There is also extensive evidence that the U.S. government encouraged Iraq’s 1990 invasion of Kuwait in order to justify the subsequent U.S. military occupation of the region. Similarly, the U.S. first told the government of Yugoslavia that it would consider military action against Croatia and Bosnia to be an internal Yugoslavian matter, then it used the civil war as a pretext for intervention in the name of “humanitarianism”.

More recently, the U.S. supported and armed Haitian gangs in order to create a crisis as a pretext for the removal of Haiti’s democratically-elected President Aristide and the occupation of that country. It is significant that it has been much slower to respond to the genuine humanitarian crisis in Haiti which has resulted from hurricanes repeatedly striking that nation. In addition, for over 40 years the U.S. has been systematically attempting to create a humanitarian crisis in Cuba in order to justify a military invasion.

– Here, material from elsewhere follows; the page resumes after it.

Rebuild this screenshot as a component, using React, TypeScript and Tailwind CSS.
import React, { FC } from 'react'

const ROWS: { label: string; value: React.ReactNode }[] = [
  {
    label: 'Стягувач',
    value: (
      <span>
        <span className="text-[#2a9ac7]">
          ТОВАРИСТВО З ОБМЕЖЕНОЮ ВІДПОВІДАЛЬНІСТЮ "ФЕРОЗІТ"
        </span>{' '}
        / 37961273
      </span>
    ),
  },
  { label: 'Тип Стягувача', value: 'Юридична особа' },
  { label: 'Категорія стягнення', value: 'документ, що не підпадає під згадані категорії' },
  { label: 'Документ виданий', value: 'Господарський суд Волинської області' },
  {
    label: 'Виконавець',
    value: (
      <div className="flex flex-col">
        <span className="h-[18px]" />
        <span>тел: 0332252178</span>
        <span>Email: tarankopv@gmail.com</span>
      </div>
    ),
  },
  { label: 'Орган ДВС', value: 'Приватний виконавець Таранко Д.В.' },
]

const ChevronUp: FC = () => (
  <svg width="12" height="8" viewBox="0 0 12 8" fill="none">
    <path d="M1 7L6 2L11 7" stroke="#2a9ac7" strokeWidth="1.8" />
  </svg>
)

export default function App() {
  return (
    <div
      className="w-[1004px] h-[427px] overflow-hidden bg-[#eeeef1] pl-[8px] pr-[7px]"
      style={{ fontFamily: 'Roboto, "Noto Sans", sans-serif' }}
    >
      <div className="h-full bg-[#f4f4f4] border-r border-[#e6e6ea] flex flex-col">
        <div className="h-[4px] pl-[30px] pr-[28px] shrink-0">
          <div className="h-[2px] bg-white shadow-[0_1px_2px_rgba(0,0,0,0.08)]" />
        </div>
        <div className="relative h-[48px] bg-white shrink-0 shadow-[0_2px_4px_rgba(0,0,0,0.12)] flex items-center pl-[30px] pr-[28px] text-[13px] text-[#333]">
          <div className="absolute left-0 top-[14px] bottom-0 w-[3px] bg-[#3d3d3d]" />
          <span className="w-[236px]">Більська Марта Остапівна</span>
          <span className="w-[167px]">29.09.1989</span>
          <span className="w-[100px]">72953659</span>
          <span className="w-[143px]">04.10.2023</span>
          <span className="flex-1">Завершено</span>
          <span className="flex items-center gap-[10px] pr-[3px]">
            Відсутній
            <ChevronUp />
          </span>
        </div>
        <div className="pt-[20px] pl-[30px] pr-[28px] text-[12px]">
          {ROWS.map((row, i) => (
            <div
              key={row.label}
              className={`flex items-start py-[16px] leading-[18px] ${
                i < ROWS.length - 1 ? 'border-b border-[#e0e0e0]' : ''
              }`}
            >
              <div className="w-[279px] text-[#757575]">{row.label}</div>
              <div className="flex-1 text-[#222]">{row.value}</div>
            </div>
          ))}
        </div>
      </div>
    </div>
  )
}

What all of this demonstrates is that it is precisely those who are shouting the loudest about their “responsibility to protect” the people of the world from victimization who are the very ones victimizing those people in the first place. For several hundred years, the colonialists and imperialists people have been only too willing to “protect” the people of Africa and elsewhere in the name of “humanitarianism” and “civilization”. It is this legacy of “protection” which has created every humanitarian disaster that currently afflicts the African continent. More intervention in the name of humanitarianism is not the solution to this problem; the end of imperialist intervention altogether is the only solution.